• **Aim of the task**
Please transcribe the listing below in full and word for word, without its pictures.

━━━ Collected material ━━━

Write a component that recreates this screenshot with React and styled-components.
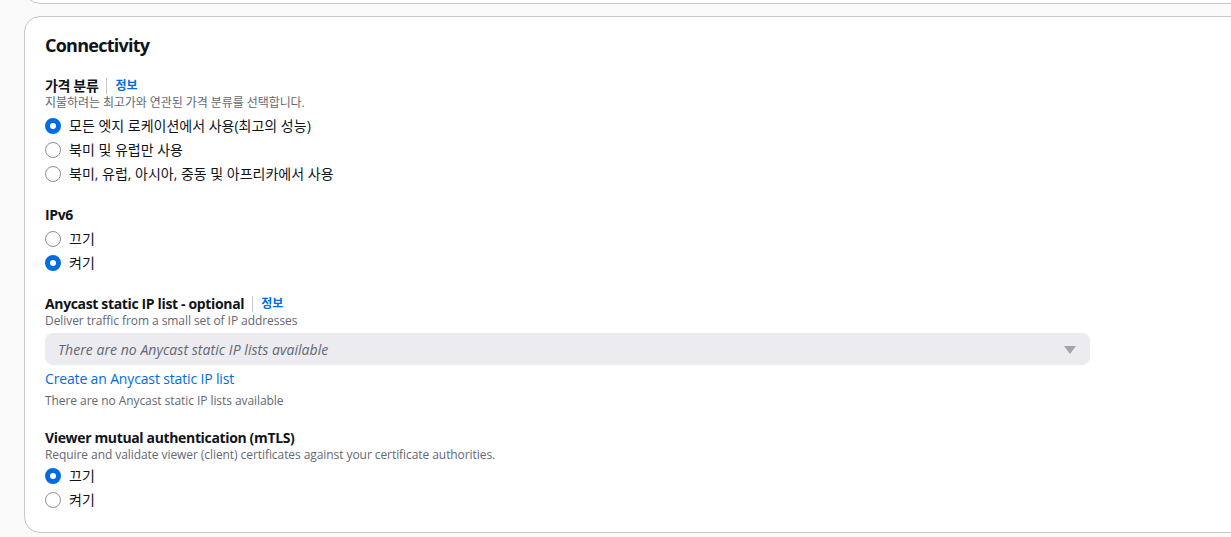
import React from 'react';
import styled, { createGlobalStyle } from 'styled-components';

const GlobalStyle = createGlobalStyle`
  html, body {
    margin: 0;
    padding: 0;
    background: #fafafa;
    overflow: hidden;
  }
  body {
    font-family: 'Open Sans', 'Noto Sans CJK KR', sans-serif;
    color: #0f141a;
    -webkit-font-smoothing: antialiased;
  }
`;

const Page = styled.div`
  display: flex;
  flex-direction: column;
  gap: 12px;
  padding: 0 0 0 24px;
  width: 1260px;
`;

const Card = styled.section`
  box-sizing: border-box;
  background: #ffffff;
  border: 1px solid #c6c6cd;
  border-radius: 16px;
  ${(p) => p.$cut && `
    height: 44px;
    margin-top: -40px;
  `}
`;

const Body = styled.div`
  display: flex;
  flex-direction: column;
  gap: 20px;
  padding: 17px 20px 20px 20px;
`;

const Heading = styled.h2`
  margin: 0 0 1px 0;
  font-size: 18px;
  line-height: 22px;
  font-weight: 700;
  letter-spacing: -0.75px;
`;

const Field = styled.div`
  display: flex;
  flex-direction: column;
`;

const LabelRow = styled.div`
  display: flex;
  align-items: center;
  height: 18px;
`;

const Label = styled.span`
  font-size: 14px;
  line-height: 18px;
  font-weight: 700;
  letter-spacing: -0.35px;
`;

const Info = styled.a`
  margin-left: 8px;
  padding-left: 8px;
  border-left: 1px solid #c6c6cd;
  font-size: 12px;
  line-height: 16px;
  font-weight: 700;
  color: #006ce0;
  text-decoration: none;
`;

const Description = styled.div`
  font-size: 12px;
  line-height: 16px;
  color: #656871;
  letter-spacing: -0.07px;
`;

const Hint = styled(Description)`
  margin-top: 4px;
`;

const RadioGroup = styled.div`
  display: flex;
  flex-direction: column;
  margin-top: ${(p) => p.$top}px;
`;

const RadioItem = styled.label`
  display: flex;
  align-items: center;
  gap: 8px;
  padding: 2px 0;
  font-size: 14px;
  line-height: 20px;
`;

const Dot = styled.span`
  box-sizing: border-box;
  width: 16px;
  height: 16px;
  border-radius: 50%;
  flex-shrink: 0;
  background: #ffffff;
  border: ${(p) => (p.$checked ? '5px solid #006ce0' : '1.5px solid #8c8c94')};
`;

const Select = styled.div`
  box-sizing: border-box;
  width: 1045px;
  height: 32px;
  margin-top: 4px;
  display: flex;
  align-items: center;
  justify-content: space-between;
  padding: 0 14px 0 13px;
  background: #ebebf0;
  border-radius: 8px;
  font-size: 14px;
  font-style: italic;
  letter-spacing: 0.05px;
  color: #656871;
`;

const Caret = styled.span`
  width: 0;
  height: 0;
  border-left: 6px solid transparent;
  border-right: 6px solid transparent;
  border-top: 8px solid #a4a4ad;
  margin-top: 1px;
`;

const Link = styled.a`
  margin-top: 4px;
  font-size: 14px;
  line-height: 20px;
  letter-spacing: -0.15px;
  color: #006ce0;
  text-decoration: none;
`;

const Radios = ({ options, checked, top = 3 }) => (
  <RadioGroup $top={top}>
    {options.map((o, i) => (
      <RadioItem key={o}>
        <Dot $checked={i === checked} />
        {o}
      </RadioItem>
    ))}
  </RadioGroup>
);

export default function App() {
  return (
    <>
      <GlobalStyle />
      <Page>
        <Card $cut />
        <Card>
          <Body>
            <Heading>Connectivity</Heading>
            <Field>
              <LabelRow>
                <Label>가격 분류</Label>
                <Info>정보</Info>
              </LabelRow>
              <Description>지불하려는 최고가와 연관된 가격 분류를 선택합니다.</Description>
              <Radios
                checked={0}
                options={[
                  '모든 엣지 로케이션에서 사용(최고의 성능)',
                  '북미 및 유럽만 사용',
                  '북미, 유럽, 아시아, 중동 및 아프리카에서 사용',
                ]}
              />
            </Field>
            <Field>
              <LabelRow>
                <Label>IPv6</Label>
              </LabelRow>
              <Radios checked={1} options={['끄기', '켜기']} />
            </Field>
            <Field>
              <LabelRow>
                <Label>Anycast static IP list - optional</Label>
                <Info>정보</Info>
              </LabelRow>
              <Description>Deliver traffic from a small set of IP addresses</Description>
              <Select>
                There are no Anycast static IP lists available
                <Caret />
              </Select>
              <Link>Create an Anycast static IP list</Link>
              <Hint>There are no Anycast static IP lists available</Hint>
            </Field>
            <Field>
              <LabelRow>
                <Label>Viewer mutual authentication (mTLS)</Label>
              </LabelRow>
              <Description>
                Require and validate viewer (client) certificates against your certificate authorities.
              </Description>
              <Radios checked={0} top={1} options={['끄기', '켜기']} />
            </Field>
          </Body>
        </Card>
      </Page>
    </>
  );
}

━━━

• **Task solution**
Write a component that recreates this screenshot with React and styled-components.
import React from 'react';
import styled, { createGlobalStyle } from 'styled-components';

const GlobalStyle = createGlobalStyle`
  html, body {
    margin: 0;
    padding: 0;
    background: #fafafa;
    overflow: hidden;
  }
  body {
    font-family: 'Open Sans', 'Noto Sans CJK KR', sans-serif;
    color: #0f141a;
    -webkit-font-smoothing: antialiased;
  }
`;

const Page = styled.div`
  display: flex;
  flex-direction: column;
  gap: 12px;
  padding: 0 0 0 24px;
  width: 1260px;
`;

const Card = styled.section`
  box-sizing: border-box;
  background: #ffffff;
  border: 1px solid #c6c6cd;
  border-radius: 16px;
  ${(p) => p.$cut && `
    height: 44px;
    margin-top: -40px;
  `}
`;

const Body = styled.div`
  display: flex;
  flex-direction: column;
  gap: 20px;
  padding: 17px 20px 20px 20px;
`;

const Heading = styled.h2`
  margin: 0 0 1px 0;
  font-size: 18px;
  line-height: 22px;
  font-weight: 700;
  letter-spacing: -0.75px;
`;

const Field = styled.div`
  display: flex;
  flex-direction: column;
`;

const LabelRow = styled.div`
  display: flex;
  align-items: center;
  height: 18px;
`;

const Label = styled.span`
  font-size: 14px;
  line-height: 18px;
  font-weight: 700;
  letter-spacing: -0.35px;
`;

const Info = styled.a`
  margin-left: 8px;
  padding-left: 8px;
  border-left: 1px solid #c6c6cd;
  font-size: 12px;
  line-height: 16px;
  font-weight: 700;
  color: #006ce0;
  text-decoration: none;
`;

const Description = styled.div`
  font-size: 12px;
  line-height: 16px;
  color: #656871;
  letter-spacing: -0.07px;
`;

const Hint = styled(Description)`
  margin-top: 4px;
`;

const RadioGroup = styled.div`
  display: flex;
  flex-direction: column;
  margin-top: ${(p) => p.$top}px;
`;

const RadioItem = styled.label`
  display: flex;
  align-items: center;
  gap: 8px;
  padding: 2px 0;
  font-size: 14px;
  line-height: 20px;
`;

const Dot = styled.span`
  box-sizing: border-box;
  width: 16px;
  height: 16px;
  border-radius: 50%;
  flex-shrink: 0;
  background: #ffffff;
  border: ${(p) => (p.$checked ? '5px solid #006ce0' : '1.5px solid #8c8c94')};
`;

const Select = styled.div`
  box-sizing: border-box;
  width: 1045px;
  height: 32px;
  margin-top: 4px;
  display: flex;
  align-items: center;
  justify-content: space-between;
  padding: 0 14px 0 13px;
  background: #ebebf0;
  border-radius: 8px;
  font-size: 14px;
  font-style: italic;
  letter-spacing: 0.05px;
  color: #656871;
`;

const Caret = styled.span`
  width: 0;
  height: 0;
  border-left: 6px solid transparent;
  border-right: 6px solid transparent;
  border-top: 8px solid #a4a4ad;
  margin-top: 1px;
`;

const Link = styled.a`
  margin-top: 4px;
  font-size: 14px;
  line-height: 20px;
  letter-spacing: -0.15px;
  color: #006ce0;
  text-decoration: none;
`;

const Radios = ({ options, checked, top = 3 }) => (
  <RadioGroup $top={top}>
    {options.map((o, i) => (
      <RadioItem key={o}>
        <Dot $checked={i === checked} />
        {o}
      </RadioItem>
    ))}
  </RadioGroup>
);

export default function App() {
  return (
    <>
      <GlobalStyle />
      <Page>
        <Card $cut />
        <Card>
          <Body>
            <Heading>Connectivity</Heading>
            <Field>
              <LabelRow>
                <Label>가격 분류</Label>
                <Info>정보</Info>
              </LabelRow>
              <Description>지불하려는 최고가와 연관된 가격 분류를 선택합니다.</Description>
              <Radios
                checked={0}
                options={[
                  '모든 엣지 로케이션에서 사용(최고의 성능)',
                  '북미 및 유럽만 사용',
                  '북미, 유럽, 아시아, 중동 및 아프리카에서 사용',
                ]}
              />
            </Field>
            <Field>
              <LabelRow>
                <Label>IPv6</Label>
              </LabelRow>
              <Radios checked={1} options={['끄기', '켜기']} />
            </Field>
            <Field>
              <LabelRow>
                <Label>Anycast static IP list - optional</Label>
                <Info>정보</Info>
              </LabelRow>
              <Description>Deliver traffic from a small set of IP addresses</Description>
              <Select>
                There are no Anycast static IP lists available
                <Caret />
              </Select>
              <Link>Create an Anycast static IP list</Link>
              <Hint>There are no Anycast static IP lists available</Hint>
            </Field>
            <Field>
              <LabelRow>
                <Label>Viewer mutual authentication (mTLS)</Label>
              </LabelRow>
              <Description>
                Require and validate viewer (client) certificates against your certificate authorities.
              </Description>
              <Radios checked={0} top={1} options={['끄기', '켜기']} />
            </Field>
          </Body>
        </Card>
      </Page>
    </>
  );
}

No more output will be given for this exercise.